Pages

Sunday, March 25, 2018

Negroes Have Right to Vote, Editorial by W.O. Saunders, 1927


From editorial page of The Independent, Elizabeth City, N.C., Friday, March 18, 1927, W.O. Saunders, Editor and Publisher.
The Negro and the Ballot
The recent decision of the Supreme Court of the United States, that Negroes under the Constitution of the United States have the right to participate in state primaries and cannot be deprived of that privilege by state law, was inevitable. That the disfranchisement of the Negro in many Southern States has been effectively maintained for something like a quarter of a century with Federal opposition has been due largely to the fact that the Negro has never put up a serious fight for the rights of franchise guaranteed to him under the fourteenth amendment of the Federal Constitution.
The reason the Negro has not put up a serious fight for his rights has been due in the main to the tact, patience and meek commonsense of Negro leaders thruout the South who have suffered the humiliation of disfranchisement in silence because they recognized and appreciated the elements of justice and reason in the Southern white man’s contention that the masses of the Negroes in the South were intellectually incapable of exercising the right of franchise.
The case from Texas which went up to the Supreme Court at Washington was easy to dispose of because Texas made an outright discrimination against the Negro because of his color. Here in North Carolina we disfranchise the Negro in a more polite way, but not less effectively.
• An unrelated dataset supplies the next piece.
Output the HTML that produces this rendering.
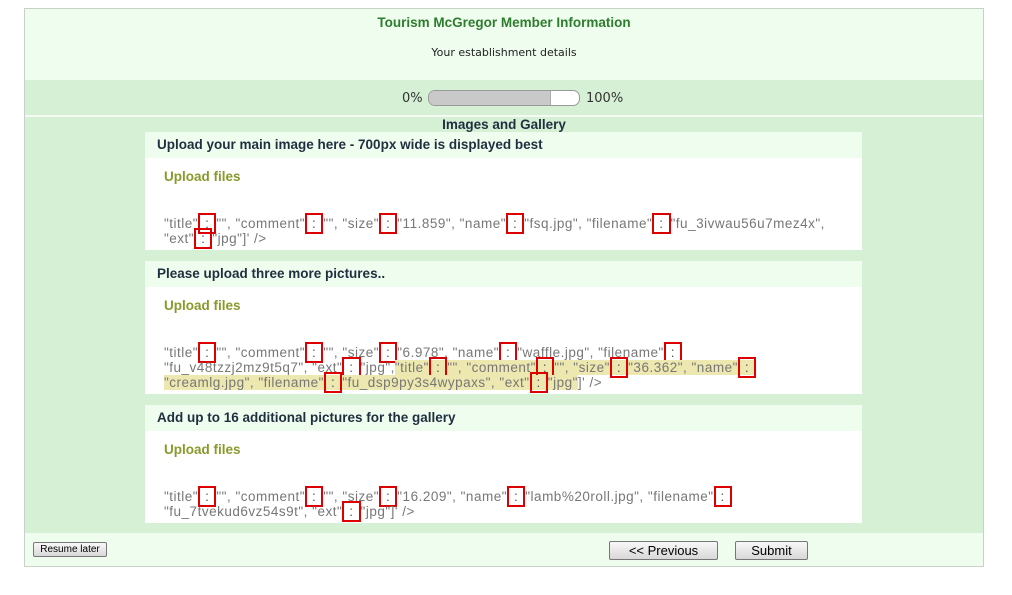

In a constitutional amendment adopted in 1902 we denied the franchise to the Negro by stipulating that “Every person presenting himself for registration shall be able to read and write any section of the Constitution in the English language.”
As a larger percentage of Negro voters in the State could not so read and write back in 1902, the Negro was effectually disfranchised. There was not a word said about color in our amendment. It discriminated against illiterate whites and blacks alike. But the illiterate whites were shrewdly taken care of. The amendment excepted any male person who was entitled to vote on Jan. 1, 1867 or any time prior thereto, or any of his lineal descendants. Not a word was said about color there, but Negroes were not voting in North Carolina prior to Jan. 1, 1867 so the “grandfather clause” didn’t help them; it did prevent every white cracker in the state from being disfranchised because of his illiteracy.
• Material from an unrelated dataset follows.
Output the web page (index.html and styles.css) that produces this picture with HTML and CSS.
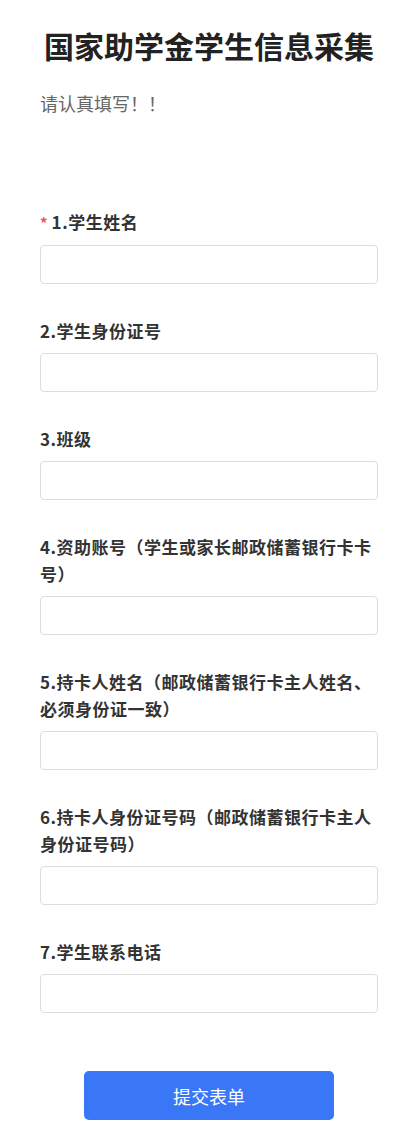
FILE: index.html
```html
<!DOCTYPE html>
<html lang="zh-CN">
<head>
    <meta charset="UTF-8">
    <title>国家助学金学生信息采集</title>
    <meta name="viewport" content="width=device-width, initial-scale=1.0"/>
    <link rel="stylesheet" href="styles.css">
</head>
<body>
    <div class="container">
        <h1 class="title">国家助学金学生信息采集</h1>
        <p class="desc">请认真填写！！</p>

        <form class="form" onsubmit="return false;">
            <div class="field">
                <label class="label"><span class="required">*</span>1.学生姓名</label>
                <input class="input" type="text">
            </div>
            <div class="field">
                <label class="label">2.学生身份证号</label>
                <input class="input" type="text">
            </div>
            <div class="field">
                <label class="label">3.班级</label>
                <input class="input" type="text">
            </div>
            <div class="field">
                <label class="label">4.资助账号（学生或家长邮政储蓄银行卡卡号）</label>
                <input class="input" type="text">
            </div>
            <div class="field">
                <label class="label">5.持卡人姓名（邮政储蓄银行卡主人姓名、必须身份证一致）</label>
                <input class="input" type="text">
            </div>
            <div class="field">
                <label class="label">6.持卡人身份证号码（邮政储蓄银行卡主人身份证号码）</label>
                <input class="input" type="text">
            </div>
            <div class="field">
                <label class="label">7.学生联系电话</label>
                <input class="input" type="text">
            </div>

            <div class="actions">
                <button class="submit-btn" type="submit">提交表单</button>
            </div>
        </form>
    </div>
</body>
</html>
```

FILE: styles.css
```css
body {
    margin: 0;
    background: #fff;
    font-family: "Noto Sans CJK SC", "Noto Sans", Arial, sans-serif;
    color: #333;
}
.container {
    padding: 22px 40px 20px 40px;
}
.title {
    margin: 0;
    font-size: 30px;
    line-height: 46px;
    font-weight: bold;
    color: #222;
    text-align: center;
}
.desc {
    margin: 21px 0 0 0;
    font-size: 18px;
    line-height: 28px;
    color: #666;
}
.form {
    margin-top: 91px;
}
.field {
    margin-bottom: 33px;
}
.label {
    display: block;
    font-size: 17px;
    letter-spacing: 0.5px;
    line-height: 27px;
    font-weight: bold;
    color: #333;
    margin-bottom: 9px;
}
.required {
    color: #f5504f;
    font-size: 15px;
    margin-right: 4px;
    letter-spacing: 0;
}
.input {
    display: block;
    box-sizing: border-box;
    width: 100%;
    height: 39px;
    padding: 0 10px;
    border: 1px solid #ddd;
    border-radius: 4px;
    font-size: 16px;
    font-family: inherit;
    outline: none;
}
.actions {
    text-align: center;
    margin-top: 58px;
}
.submit-btn {
    width: 250px;
    height: 49px;
    background: #3a77f6;
    color: #fff;
    border: none;
    border-radius: 5px;
    font-size: 18px;
    font-family: inherit;
    cursor: pointer;
}
```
But it is not in the amendment to our state constitution so much as in its enforcement that the Negro has been denied the vote for years. The Negro has made great strides in educational progress in a quarter of a century and millions who could not qualify for registration by reading and writing a section of the constitution a few years ago, can very well qualify to-day. That they do not qualify is because the enforcement of the amendment is in the hands of Democratic registrars who will not permit them to qualify.
How it works is well illustrated by a case that came to my personal attention here in Elizabeth City a few years ago. Two well-educated colored women tried to register in a certain precinct. The registrar told them they would have to read and write the constitution. The registrar couldn’t read it and write it correctly himself. But the two women proceeded to read and write as directed. The registrar saw with alarm that they were going to qualify. He took the book containing the constitution away from them, closed it up and told them they would have to write from memory. He kept the two colored women off the registration books and got away with it. They did not go to court or make any fight for their rights. If they had gone to law and gotten by a biased local county judge to the Supreme Court they would have won their right to the franchise and have established a suit for damages against that registrar as well. “That private damage may be caused by such political action and may be recovered for in a suit at law hardly has been doubted for two hundred years,” according to the recent Supreme Court decision.
Ultimately and at no far distant date the Negro will regain the franchise in every Southern State. It is his right under a white man’s constitution in the making of which the black man had no hand. I am not setting myself up as a defender of the Negro’s rights in the matter; I have other troubles enough, God knows. I merely state a fact of which all of us should take cognizance.